Wenn
die Eule der Minerva des Lebens goldnen Baum umkreist
Über die Wirksamkeit Philosophischer Praxis
Eine Diskussionsveranstaltung unter Leitung von Dr. Christian Rabanus
Philosophie ist ihrer Grundidee nach Praxis. Schon Sokrates diskutierte mit seinen Zeitgenossen Probleme der Praxis auf dem Marktplatz – etwa die Frage, was eine gute Erziehung leisten solle, ob man ein tugendhaftes Dasein lernen könne oder was Gerechtigkeit im Staat sei. Dabei schreckte Sokrates auch nicht vor theoretischen Herausforderungen zurück. Damals wie heute bedarf es oft erst umfangreicher theoretischer Untersuchungen, um auf scheinbar leichte praktische Fragen wirklich gute Antworten geben zu können. Und: Sokrates redete nicht nur gelehrt, sondern lebte seine Rede – was ihn ja letztlich auch das Leben gekostet hat.

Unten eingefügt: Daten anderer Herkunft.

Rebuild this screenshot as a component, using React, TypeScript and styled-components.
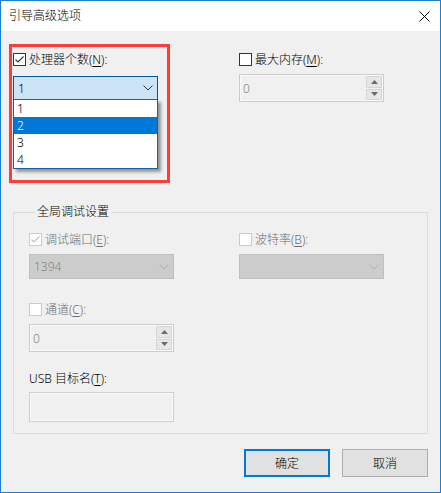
import React from "react";
import styled, { createGlobalStyle } from "styled-components";

const Global = createGlobalStyle`
  html, body { margin: 0; padding: 0; background: #f0f0f0; }
  body { font-family: "Noto Sans", "Noto Sans CJK SC", sans-serif; font-size: 12px; font-weight: 300; color: #000; }
  * { box-sizing: border-box; }
`;

const Window = styled.div`
  width: 441px;
  height: 493px;
  border: 1px solid #1c7fd6;
  background: #f0f0f0;
  display: flex;
  flex-direction: column;
`;

const TitleBar = styled.div`
  height: 30px;
  background: #fff;
  display: flex;
  align-items: center;
  justify-content: space-between;
  padding: 0 10px 0 8px;
  font-size: 12px;
  line-height: 16px;
`;

const Body = styled.div`
  flex: 1;
  display: flex;
  flex-direction: column;
  padding: 22px 12px 0 12px;
`;

const TwoCols = styled.div<{ $gap: number }>`
  display: grid;
  grid-template-columns: 145px 145px;
  column-gap: ${(p) => p.$gap}px;
  align-items: start;
`;

const Column = styled.div`
  position: relative;
  display: flex;
  flex-direction: column;
`;

const RedMark = styled.div`
  position: absolute;
  left: -4px;
  top: -9px;
  width: 161px;
  height: 139px;
  border: 3px solid #ff3b3b;
  pointer-events: none;
`;

const LabelRow = styled.div<{ $top?: number; $disabled?: boolean }>`
  height: 13px;
  margin-top: ${(p) => p.$top ?? 0}px;
  display: flex;
  align-items: center;
  gap: 3px;
  color: ${(p) => (p.$disabled ? "#6d6d6d" : "#000")};
  line-height: 13px;
  white-space: nowrap;
  u { text-decoration: underline; text-underline-offset: 2px; }
`;

const Box = styled.span<{ $disabled?: boolean }>`
  width: 13px;
  height: 13px;
  flex: none;
  border: 1px solid ${(p) => (p.$disabled ? "#cccccc" : "#333333")};
  background: #fff;
  display: flex;
  align-items: center;
  justify-content: center;
`;

const ComboBox = styled.div<{ $top: number; $h: number; $variant: "focus" | "disabled" }>`
  position: relative;
  margin-top: ${(p) => p.$top}px;
  height: ${(p) => p.$h}px;
  border: 1px solid ${(p) => (p.$variant === "focus" ? "#005499" : "#bfbfbf")};
  background: ${(p) => (p.$variant === "focus" ? "#cce4f7" : "#cccccc")};
  color: ${(p) => (p.$variant === "focus" ? "#000" : "#838383")};
  display: flex;
  align-items: center;
  justify-content: space-between;
  padding: 0 4px 0 4px;
  font-size: 12px;
`;

const DropList = styled.div`
  position: absolute;
  left: -1px;
  top: 100%;
  width: 145px;
  border: 1px solid #1a5fa5;
  background: #fff;
  box-shadow: 3px 3px 3px rgba(0, 0, 0, 0.38);
  z-index: 2;
`;

const DropItem = styled.div<{ $active?: boolean }>`
  height: 17px;
  line-height: 17px;
  padding-left: 3px;
  background: ${(p) => (p.$active ? "#0078d7" : "#fff")};
  color: ${(p) => (p.$active ? "#fff" : "#000")};
`;

const Spin = styled.div<{ $top: number }>`
  margin-top: ${(p) => p.$top}px;
  height: 28px;
  border: 1px solid #cccccc;
  background: #f0f0f0;
  box-shadow: inset 0 0 0 1px #fafafa;
  display: flex;
  align-items: stretch;
`;

const SpinValue = styled.div`
  flex: 1;
  display: flex;
  align-items: center;
  padding-left: 3px;
  color: #838383;
`;

const SpinButtons = styled.div`
  width: 17px;
  display: flex;
  flex-direction: column;
  gap: 1px;
  padding: 1px 1px 1px 0;
`;

const SpinBtn = styled.div`
  flex: 1;
  background: #e6e6e6;
  border: 1px solid #d6d6d6;
  display: flex;
  align-items: center;
  justify-content: center;
`;

const Group = styled.fieldset`
  margin: 102px 0 0 0;
  padding: 13px 15px 11px 15px;
  border: 1px solid #dcdcdc;
  min-width: 0;
`;

const Legend = styled.legend`
  margin-left: 6px;
  padding: 0 2px;
  font-size: 12px;
  line-height: 16px;
`;

const TextField = styled.div<{ $top: number }>`
  margin-top: ${(p) => p.$top}px;
  width: 145px;
  height: 30px;
  border: 1px solid #cfcfcf;
  background: #f0f0f0;
  box-shadow: inset 0 0 0 1px #fafafa;
`;

const ButtonRow = styled.div`
  margin-top: 15px;
  display: flex;
  justify-content: flex-end;
  gap: 12px;
`;

const Button = styled.div<{ $primary?: boolean }>`
  width: 86px;
  height: 28px;
  background: #e1e1e1;
  border: ${(p) => (p.$primary ? "2px solid #0078d7" : "1px solid #adadad")};
  display: flex;
  align-items: center;
  justify-content: center;
  font-size: 12px;
`;

const Check = ({ checked, disabled }: { checked?: boolean; disabled?: boolean }) => (
  <Box $disabled={disabled}>
    {checked && (
      <svg width="11" height="11" viewBox="0 0 11 11">
        <path d="M1.5 5.5 L4 8 L9.5 2.5" fill="none" stroke={disabled ? "#bcbcbc" : "#333"} strokeWidth="1.1" />
      </svg>
    )}
  </Box>
);

const Chevron = ({ color }: { color: string }) => (
  <svg width="10" height="6" viewBox="0 0 10 6">
    <path d="M0.5 0.5 L5 5 L9.5 0.5" fill="none" stroke={color} strokeWidth="1" />
  </svg>
);

const Arrow = ({ up }: { up?: boolean }) => (
  <svg width="7" height="4" viewBox="0 0 7 4">
    <path d={up ? "M0 4 L3.5 0 L7 4 Z" : "M0 0 L3.5 4 L7 0 Z"} fill="#6a6a6a" />
  </svg>
);

const SpinBox = ({ top, value }: { top: number; value: string }) => (
  <Spin $top={top}>
    <SpinValue>{value}</SpinValue>
    <SpinButtons>
      <SpinBtn><Arrow up /></SpinBtn>
      <SpinBtn><Arrow /></SpinBtn>
    </SpinButtons>
  </Spin>
);

export default function App() {
  return (
    <>
      <Global />
      <Window>
        <TitleBar>
          <span>引导高级选项</span>
          <svg width="11" height="11" viewBox="0 0 11 11">
            <path d="M0.5 0.5 L10.5 10.5 M10.5 0.5 L0.5 10.5" stroke="#000" strokeWidth="1" />
          </svg>
        </TitleBar>
        <Body>
          <TwoCols $gap={81}>
            <Column>
              <LabelRow>
                <Check checked />
                <span>处理器个数(<u>N</u>):</span>
              </LabelRow>
              <ComboBox $top={10} $h={24} $variant="focus">
                <span>1</span>
                <Chevron color="#333" />
                <DropList>
                  <DropItem>1</DropItem>
                  <DropItem $active>2</DropItem>
                  <DropItem>3</DropItem>
                  <DropItem>4</DropItem>
                </DropList>
              </ComboBox>
              <RedMark />
            </Column>
            <Column>
              <LabelRow>
                <Check />
                <span>最大内存(<u>M</u>):</span>
              </LabelRow>
              <SpinBox top={8} value="0" />
            </Column>
          </TwoCols>

          <Group>
            <Legend>全局调试设置</Legend>
            <TwoCols $gap={65}>
              <Column>
                <LabelRow $disabled>
                  <Check checked disabled />
                  <span>调试端口(<u>E</u>):</span>
                </LabelRow>
                <ComboBox $top={8} $h={25} $variant="disabled">
                  <span>1394</span>
                  <Chevron color="#b0b0b0" />
                </ComboBox>
                <LabelRow $top={24} $disabled>
                  <Check disabled />
                  <span>通道(<u>C</u>):</span>
                </LabelRow>
                <SpinBox top={8} value="0" />
                <LabelRow $top={20}>
                  <span>USB 目标名(<u>T</u>):</span>
                </LabelRow>
                <TextField $top={7} />
              </Column>
              <Column>
                <LabelRow $disabled>
                  <Check disabled />
                  <span>波特率(<u>B</u>):</span>
                </LabelRow>
                <ComboBox $top={8} $h={25} $variant="disabled">
                  <span />
                  <Chevron color="#b0b0b0" />
                </ComboBox>
              </Column>
            </TwoCols>
          </Group>

          <ButtonRow>
            <Button $primary>确定</Button>
            <Button>取消</Button>
          </ButtonRow>
        </Body>
      </Window>
    </>
  );
}
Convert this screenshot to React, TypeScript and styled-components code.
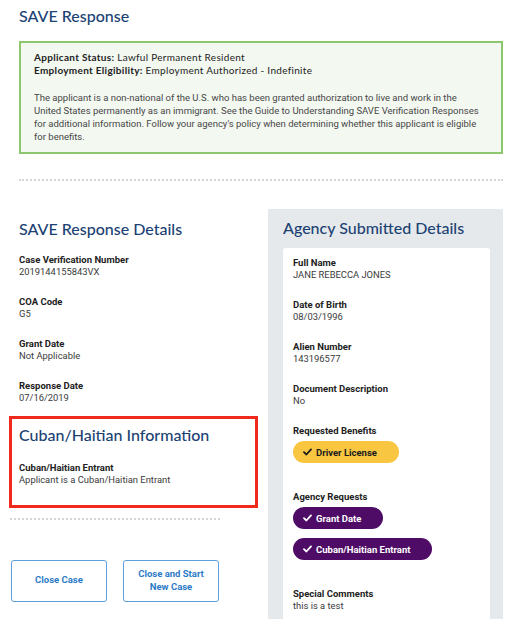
import React from "react";
import styled, { createGlobalStyle } from "styled-components";

const GlobalStyle = createGlobalStyle`
  html, body {
    margin: 0;
    padding: 0;
    background: #ffffff;
  }
  body {
    font-family: Roboto, "Liberation Sans", sans-serif;
    color: #2b2b2b;
  }
`;

// ─── Styled components ───────────────────────────────────────────────────────

const Page = styled.div`
  padding: 6px 7px 0 9px;
  width: 494px;
`;

const Top = styled.section`
  padding-left: 10px;
`;

const Heading = styled.h2`
  font-family: Lato, "Noto Sans", sans-serif;
  font-size: 16px;
  font-weight: 500;
  line-height: 20px;
  color: #1c4273;
  margin: 0;
`;

const StatusBox = styled.div`
  margin-top: 15px;
  background: #f3f8f1;
  border: 2px solid #8cc66d;
  padding: 8px 13px 9px;
`;

const StatusLine = styled.div`
  font-family: Lato, "Noto Sans", sans-serif;
  font-size: 10px;
  letter-spacing: 0.3px;
  line-height: 13px;
  color: #222;

  b {
    font-weight: 700;
  }
`;

const StatusText = styled.p`
  margin: 14px 0 0;
  font-size: 9.5px;
  line-height: 13px;
  color: #474747;
  white-space: nowrap;
`;

const Divider = styled.hr<{ $width?: string }>`
  border: none;
  border-top: 2px dotted #d3d6d9;
  margin: 0;
  width: ${(p) => p.$width ?? "100%"};
`;

const TopDivider = styled(Divider)`
  margin-top: 25px;
`;

const Columns = styled.div`
  display: grid;
  grid-template-columns: 249px 235px;
  column-gap: 10px;
  margin-top: 28px;
  align-items: start;
`;

const LeftCol = styled.div`
  padding-top: 10px;
`;

const LeftInner = styled.div`
  padding-left: 10px;
`;

const FieldList = styled.div<{ $gap: number; $top?: number }>`
  display: flex;
  flex-direction: column;
  gap: ${(p) => p.$gap}px;
  margin-top: ${(p) => p.$top ?? 15}px;
`;

const Field = styled.div``;

const Label = styled.div`
  font-size: 9.5px;
  font-weight: 700;
  line-height: 12px;
  color: #222;
`;

const Value = styled.div`
  font-size: 9.4px;
  line-height: 12px;
  color: #3a3a3a;
`;

const Highlight = styled.section`
  margin-top: 12px;
  border: 3px solid #f0291d;
  padding: 6px 7px 19px 7px;
`;

const HighlightFields = styled.div`
  margin-top: 17px;
`;

const LeftDivider = styled(Divider)`
  margin: 10px 0 0 1px;
`;

const Actions = styled.div`
  display: flex;
  gap: 16px;
  margin: 40px 0 0 2px;
`;

const ActionButton = styled.button`
  width: 96px;
  height: 42px;
  background: #fff;
  border: 1.5px solid #5c9fdc;
  border-radius: 3px;
  color: #2b7bc6;
  font-family: Roboto, "Liberation Sans", sans-serif;
  font-size: 9.5px;
  font-weight: 700;
  line-height: 13px;
  padding: 0 10px 3px;
`;

const Panel = styled.aside`
  background: #e6e9ec;
  padding: 9px 13px 20px 15px;
  min-height: 420px;
`;

const Card = styled.div`
  margin-top: 10px;
  background: #fff;
  border-radius: 3px;
  padding: 9px 10px 30px;
`;

const PillGroup = styled.div`
  display: flex;
  flex-direction: column;
  align-items: flex-start;
  gap: 9px;
  margin-top: 4px;
`;

const Pill = styled.span<{ $tone: "gold" | "purple" }>`
  display: inline-flex;
  align-items: center;
  gap: 4px;
  height: 22px;
  padding: 0 22px 0 10px;
  border-radius: 11px;
  font-size: 9.5px;
  font-weight: 700;
  background: ${(p) => (p.$tone === "gold" ? "#f9c642" : "#4e0c66")};
  color: ${(p) => (p.$tone === "gold" ? "#1b1b1b" : "#ffffff")};
`;

const CardGroup = styled.div`
  margin-top: 28px;
`;

// ─── Component ───────────────────────────────────────────────────────────────

const Check = () => (
  <svg width="9" height="8" viewBox="0 0 9 8" aria-hidden="true">
    <path d="M1 4.2 L3.4 6.5 L8 1.4" fill="none" stroke="currentColor" strokeWidth="1.8" strokeLinecap="round" strokeLinejoin="round" />
  </svg>
);

const responseDetails = [
  ["Case Verification Number", "2019144155843VX"],
  ["COA Code", "G5"],
  ["Grant Date", "Not Applicable"],
  ["Response Date", "07/16/2019"],
];

const agencyDetails = [
  ["Full Name", "JANE REBECCA JONES"],
  ["Date of Birth", "08/03/1996"],
  ["Alien Number", "143196577"],
  ["Document Description", "No"],
];

export default function App() {
  return (
    <>
      <GlobalStyle />
      <Page>
        <Top>
          <Heading>SAVE Response</Heading>
          <StatusBox>
            <StatusLine>
              <b>Applicant Status:</b> Lawful Permanent Resident
            </StatusLine>
            <StatusLine>
              <b>Employment Eligibility:</b> Employment Authorized - Indefinite
            </StatusLine>
            <StatusText>
              The applicant is a non-national of the U.S. who has been granted authorization to live and work in the
              <br />
              United States permanently as an immigrant. See the Guide to Understanding SAVE Verification Responses
              <br />
              for additional information. Follow your agency's policy when determining whether this applicant is eligible
              <br />
              for benefits.
            </StatusText>
          </StatusBox>
          <TopDivider />
        </Top>

        <Columns>
          <LeftCol>
            <LeftInner>
              <Heading>SAVE Response Details</Heading>
              <FieldList $gap={18}>
                {responseDetails.map(([label, value]) => (
                  <Field key={label}>
                    <Label>{label}</Label>
                    <Value>{value}</Value>
                  </Field>
                ))}
              </FieldList>
            </LeftInner>

            <Highlight>
              <Heading>Cuban/Haitian Information</Heading>
              <HighlightFields>
                <Label>Cuban/Haitian Entrant</Label>
                <Value>Applicant is a Cuban/Haitian Entrant</Value>
              </HighlightFields>
            </Highlight>
            <LeftDivider $width="210px" />

            <Actions>
              <ActionButton>Close Case</ActionButton>
              <ActionButton>Close and Start New Case</ActionButton>
            </Actions>
          </LeftCol>

          <Panel>
            <Heading>Agency Submitted Details</Heading>
            <Card>
              <FieldList $gap={18} $top={0}>
                {agencyDetails.map(([label, value]) => (
                  <Field key={label}>
                    <Label>{label}</Label>
                    <Value>{value}</Value>
                  </Field>
                ))}
                <Field>
                  <Label>Requested Benefits</Label>
                  <PillGroup>
                    <Pill $tone="gold">
                      <Check />
                      Driver License
                    </Pill>
                  </PillGroup>
                </Field>
              </FieldList>

              <CardGroup>
                <Label>Agency Requests</Label>
                <PillGroup>
                  <Pill $tone="purple">
                    <Check />
                    Grant Date
                  </Pill>
                  <Pill $tone="purple">
                    <Check />
                    Cuban/Haitian Entrant
                  </Pill>
                </PillGroup>
              </CardGroup>

              <CardGroup>
                <Label>Special Comments</Label>
                <Value>this is a test</Value>
              </CardGroup>
            </Card>
          </Panel>
        </Columns>
      </Page>
    </>
  );
}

Philosophische Praxis, ein unter dieser Bezeichnung noch recht junger Bildungs- und Beratungsberuf, sieht sich in der sokratischen Tradition. Gegenstand der philosophischen Praxis ist das tägliche Leben, die Methodik ist (u.a.) sokratisch in dem Sinne, dass die PhilosophInnen zu einem gemeinsamen Gedankengang einladen, um lebenstheoretisch und vor allem lebenspraktisch relevante Ideen hervorzubringen. Damit wendet sich Philosophische Praxis wieder zurück zu den Anfängen des Philosophierens und unter anderem gegen den in Hegel Zitat zum Ausdruck kommenden Eindruck, dass Philosophie nur in der Rückschau auf etwas reflektieren kann – Hegel schrieb: „Wenn die Philosophie ihr Grau in Grau malt, dann ist eine Gestalt des Lebens alt geworden, und mit Grau in Grau lässt sie sich nicht verjüngen, sondern nur erkennen; die Eule der Minerva beginnt erst mit der einbrechenden Dämmerung ihren Flug.“
Philosophie zielt aber eben nicht auf die graue Theorie, wie auch Mephisto in Goethes Faust meinte, sondern auf des Lebens goldnen Baum. Den gilt es zu verstehen und dieses Verständnis gilt es praktisch wirksam werden zu lassen. So nimmt Philosophie nicht nur die Form der Phänomenologie an, sondern die der Phänopraxie.
Die
letzte
Lust
am Denken
im
laufenden Jahr
2021
soll
diesem Komplex gewidmet sein. Gerade die gegenwärtige, wieder stark
durch Covid-19 geprägte alltägliche
Lebenslage
erfordert kritisches und differenziertes Denken und dann auch
entschlossenes Handeln. Philosophische Praxis und Praxis der
Philosophie können dafür Orientierung bieten.